— Dataset excerpt —
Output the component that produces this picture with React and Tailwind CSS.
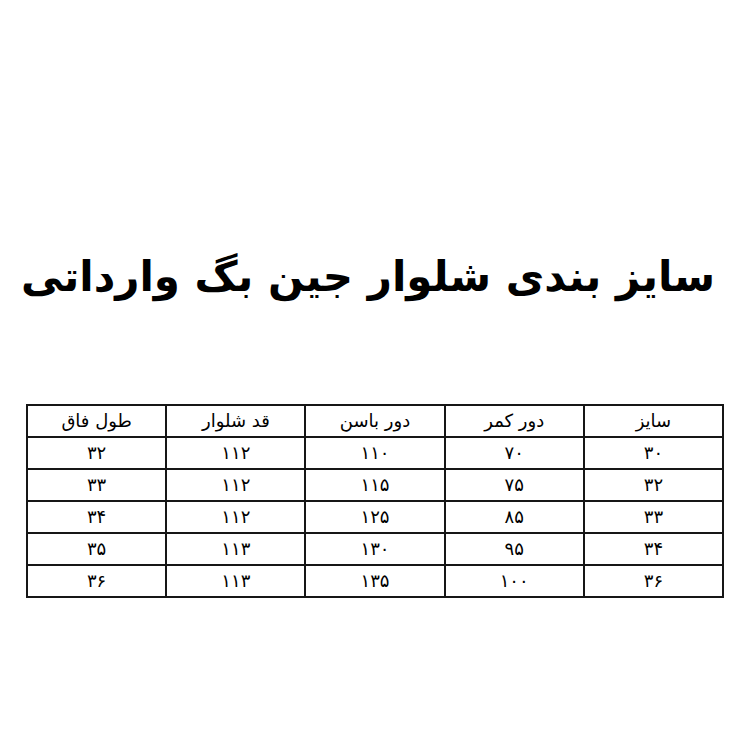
export default function App() {
  const headers = ["سایز", "دور کمر", "دور باسن", "قد شلوار", "طول فاق"];
  const rows = [
    ["۳۰", "۷۰", "۱۱۰", "۱۱۲", "۳۲"],
    ["۳۲", "۷۵", "۱۱۵", "۱۱۲", "۳۳"],
    ["۳۳", "۸۵", "۱۲۵", "۱۱۲", "۳۴"],
    ["۳۴", "۹۵", "۱۳۰", "۱۱۳", "۳۵"],
    ["۳۶", "۱۰۰", "۱۳۵", "۱۱۳", "۳۶"],
  ];
  return (
    <div className="w-[750px] h-[750px] bg-white flex flex-col items-center text-black" style={{ fontFamily: '"DejaVu Sans", sans-serif' }}>
      <h1 dir="rtl" className="mt-[244px] mr-[14px] h-[66px] text-[42px] leading-[66px] font-bold whitespace-nowrap">
        سایز بندی شلوار جین بگ وارداتی
      </h1>
      <table dir="rtl" className="mt-[94px] w-[698px] border-collapse border-2 border-[#161616] table-fixed">
        <thead>
          <tr>
            {headers.map((h, i) => (
              <th key={i} className="h-[32px] border-2 border-[#161616] font-normal text-[18px] leading-none p-0 text-center align-middle">
                {h}
              </th>
            ))}
          </tr>
        </thead>
        <tbody>
          {rows.map((r, ri) => (
            <tr key={ri}>
              {r.map((c, ci) => (
                <td key={ci} className="h-[32px] border-2 border-[#161616] text-[18px] leading-none p-0 text-center align-middle">
                  {c}
                </td>
              ))}
            </tr>
          ))}
        </tbody>
      </table>
    </div>
  );
}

— Brief —
Repeat the listing in full and exactly. Do not include any images.

— Task answer —
Output the component that produces this picture with React and Tailwind CSS.
export default function App() {
  const headers = ["سایز", "دور کمر", "دور باسن", "قد شلوار", "طول فاق"];
  const rows = [
    ["۳۰", "۷۰", "۱۱۰", "۱۱۲", "۳۲"],
    ["۳۲", "۷۵", "۱۱۵", "۱۱۲", "۳۳"],
    ["۳۳", "۸۵", "۱۲۵", "۱۱۲", "۳۴"],
    ["۳۴", "۹۵", "۱۳۰", "۱۱۳", "۳۵"],
    ["۳۶", "۱۰۰", "۱۳۵", "۱۱۳", "۳۶"],
  ];
  return (
    <div className="w-[750px] h-[750px] bg-white flex flex-col items-center text-black" style={{ fontFamily: '"DejaVu Sans", sans-serif' }}>
      <h1 dir="rtl" className="mt-[244px] mr-[14px] h-[66px] text-[42px] leading-[66px] font-bold whitespace-nowrap">
        سایز بندی شلوار جین بگ وارداتی
      </h1>
      <table dir="rtl" className="mt-[94px] w-[698px] border-collapse border-2 border-[#161616] table-fixed">
        <thead>
          <tr>
            {headers.map((h, i) => (
              <th key={i} className="h-[32px] border-2 border-[#161616] font-normal text-[18px] leading-none p-0 text-center align-middle">
                {h}
              </th>
            ))}
          </tr>
        </thead>
        <tbody>
          {rows.map((r, ri) => (
            <tr key={ri}>
              {r.map((c, ci) => (
                <td key={ci} className="h-[32px] border-2 border-[#161616] text-[18px] leading-none p-0 text-center align-middle">
                  {c}
                </td>
              ))}
            </tr>
          ))}
        </tbody>
      </table>
    </div>
  );
}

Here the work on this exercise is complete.